Prompt:
Quote the listing below in its entirety, omitting every image.

Extracted material:

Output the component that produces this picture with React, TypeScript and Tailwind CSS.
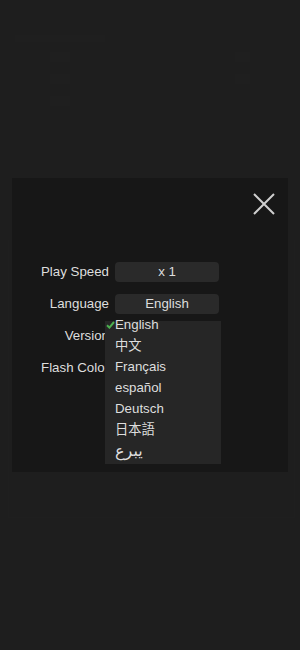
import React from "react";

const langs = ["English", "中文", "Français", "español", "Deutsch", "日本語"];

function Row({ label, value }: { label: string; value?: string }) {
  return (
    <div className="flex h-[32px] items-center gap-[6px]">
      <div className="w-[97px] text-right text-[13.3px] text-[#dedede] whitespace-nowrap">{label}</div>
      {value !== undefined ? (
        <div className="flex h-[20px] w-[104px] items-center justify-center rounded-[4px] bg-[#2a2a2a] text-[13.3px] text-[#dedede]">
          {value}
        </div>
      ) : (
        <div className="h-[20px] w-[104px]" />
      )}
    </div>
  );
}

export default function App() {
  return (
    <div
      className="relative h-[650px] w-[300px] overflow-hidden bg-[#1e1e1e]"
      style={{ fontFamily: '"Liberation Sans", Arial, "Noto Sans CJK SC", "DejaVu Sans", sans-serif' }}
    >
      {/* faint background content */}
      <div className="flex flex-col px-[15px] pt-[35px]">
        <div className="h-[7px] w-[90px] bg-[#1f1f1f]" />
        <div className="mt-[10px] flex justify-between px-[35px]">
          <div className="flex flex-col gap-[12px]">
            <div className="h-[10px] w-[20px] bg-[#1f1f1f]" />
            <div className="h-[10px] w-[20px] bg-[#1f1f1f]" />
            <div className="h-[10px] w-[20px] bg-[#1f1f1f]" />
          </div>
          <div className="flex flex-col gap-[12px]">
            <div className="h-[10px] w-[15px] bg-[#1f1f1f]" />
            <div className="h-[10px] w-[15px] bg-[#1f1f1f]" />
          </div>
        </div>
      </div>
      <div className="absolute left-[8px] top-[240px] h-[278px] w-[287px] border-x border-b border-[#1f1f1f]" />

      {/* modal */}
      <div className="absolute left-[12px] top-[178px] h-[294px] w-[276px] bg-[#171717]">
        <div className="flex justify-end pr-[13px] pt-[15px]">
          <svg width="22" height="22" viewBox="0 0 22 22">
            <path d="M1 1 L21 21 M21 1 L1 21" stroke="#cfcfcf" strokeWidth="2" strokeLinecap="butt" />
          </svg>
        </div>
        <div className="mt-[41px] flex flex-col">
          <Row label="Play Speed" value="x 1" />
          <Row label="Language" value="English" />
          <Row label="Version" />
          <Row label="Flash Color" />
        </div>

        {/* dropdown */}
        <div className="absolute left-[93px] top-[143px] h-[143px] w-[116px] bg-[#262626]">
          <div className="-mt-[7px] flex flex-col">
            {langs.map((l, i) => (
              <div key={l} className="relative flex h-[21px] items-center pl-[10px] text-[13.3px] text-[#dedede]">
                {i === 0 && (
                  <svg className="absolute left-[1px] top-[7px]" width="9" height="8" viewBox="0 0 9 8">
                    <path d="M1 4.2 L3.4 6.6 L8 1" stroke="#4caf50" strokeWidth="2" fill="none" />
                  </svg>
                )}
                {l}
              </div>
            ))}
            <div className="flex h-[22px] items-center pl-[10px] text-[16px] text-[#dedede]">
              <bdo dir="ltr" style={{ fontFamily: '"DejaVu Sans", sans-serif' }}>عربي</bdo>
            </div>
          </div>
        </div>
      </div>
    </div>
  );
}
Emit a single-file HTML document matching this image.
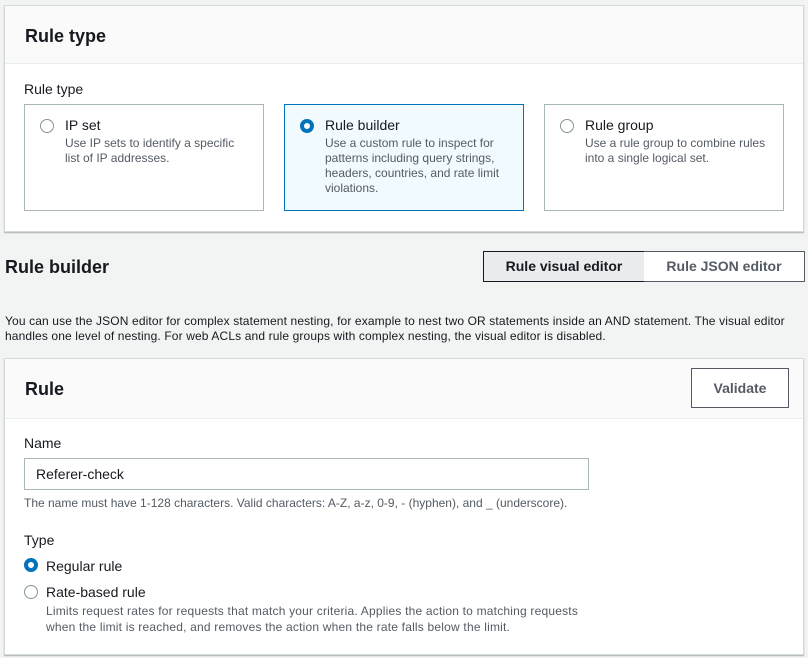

Answer below:
Output the component that produces this picture with React, TypeScript and Tailwind CSS.
import React from "react";

const langs = ["English", "中文", "Français", "español", "Deutsch", "日本語"];

function Row({ label, value }: { label: string; value?: string }) {
  return (
    <div className="flex h-[32px] items-center gap-[6px]">
      <div className="w-[97px] text-right text-[13.3px] text-[#dedede] whitespace-nowrap">{label}</div>
      {value !== undefined ? (
        <div className="flex h-[20px] w-[104px] items-center justify-center rounded-[4px] bg-[#2a2a2a] text-[13.3px] text-[#dedede]">
          {value}
        </div>
      ) : (
        <div className="h-[20px] w-[104px]" />
      )}
    </div>
  );
}

export default function App() {
  return (
    <div
      className="relative h-[650px] w-[300px] overflow-hidden bg-[#1e1e1e]"
      style={{ fontFamily: '"Liberation Sans", Arial, "Noto Sans CJK SC", "DejaVu Sans", sans-serif' }}
    >
      {/* faint background content */}
      <div className="flex flex-col px-[15px] pt-[35px]">
        <div className="h-[7px] w-[90px] bg-[#1f1f1f]" />
        <div className="mt-[10px] flex justify-between px-[35px]">
          <div className="flex flex-col gap-[12px]">
            <div className="h-[10px] w-[20px] bg-[#1f1f1f]" />
            <div className="h-[10px] w-[20px] bg-[#1f1f1f]" />
            <div className="h-[10px] w-[20px] bg-[#1f1f1f]" />
          </div>
          <div className="flex flex-col gap-[12px]">
            <div className="h-[10px] w-[15px] bg-[#1f1f1f]" />
            <div className="h-[10px] w-[15px] bg-[#1f1f1f]" />
          </div>
        </div>
      </div>
      <div className="absolute left-[8px] top-[240px] h-[278px] w-[287px] border-x border-b border-[#1f1f1f]" />

      {/* modal */}
      <div className="absolute left-[12px] top-[178px] h-[294px] w-[276px] bg-[#171717]">
        <div className="flex justify-end pr-[13px] pt-[15px]">
          <svg width="22" height="22" viewBox="0 0 22 22">
            <path d="M1 1 L21 21 M21 1 L1 21" stroke="#cfcfcf" strokeWidth="2" strokeLinecap="butt" />
          </svg>
        </div>
        <div className="mt-[41px] flex flex-col">
          <Row label="Play Speed" value="x 1" />
          <Row label="Language" value="English" />
          <Row label="Version" />
          <Row label="Flash Color" />
        </div>

        {/* dropdown */}
        <div className="absolute left-[93px] top-[143px] h-[143px] w-[116px] bg-[#262626]">
          <div className="-mt-[7px] flex flex-col">
            {langs.map((l, i) => (
              <div key={l} className="relative flex h-[21px] items-center pl-[10px] text-[13.3px] text-[#dedede]">
                {i === 0 && (
                  <svg className="absolute left-[1px] top-[7px]" width="9" height="8" viewBox="0 0 9 8">
                    <path d="M1 4.2 L3.4 6.6 L8 1" stroke="#4caf50" strokeWidth="2" fill="none" />
                  </svg>
                )}
                {l}
              </div>
            ))}
            <div className="flex h-[22px] items-center pl-[10px] text-[16px] text-[#dedede]">
              <bdo dir="ltr" style={{ fontFamily: '"DejaVu Sans", sans-serif' }}>عربي</bdo>
            </div>
          </div>
        </div>
      </div>
    </div>
  );
}
Emit a single-file HTML document matching this image.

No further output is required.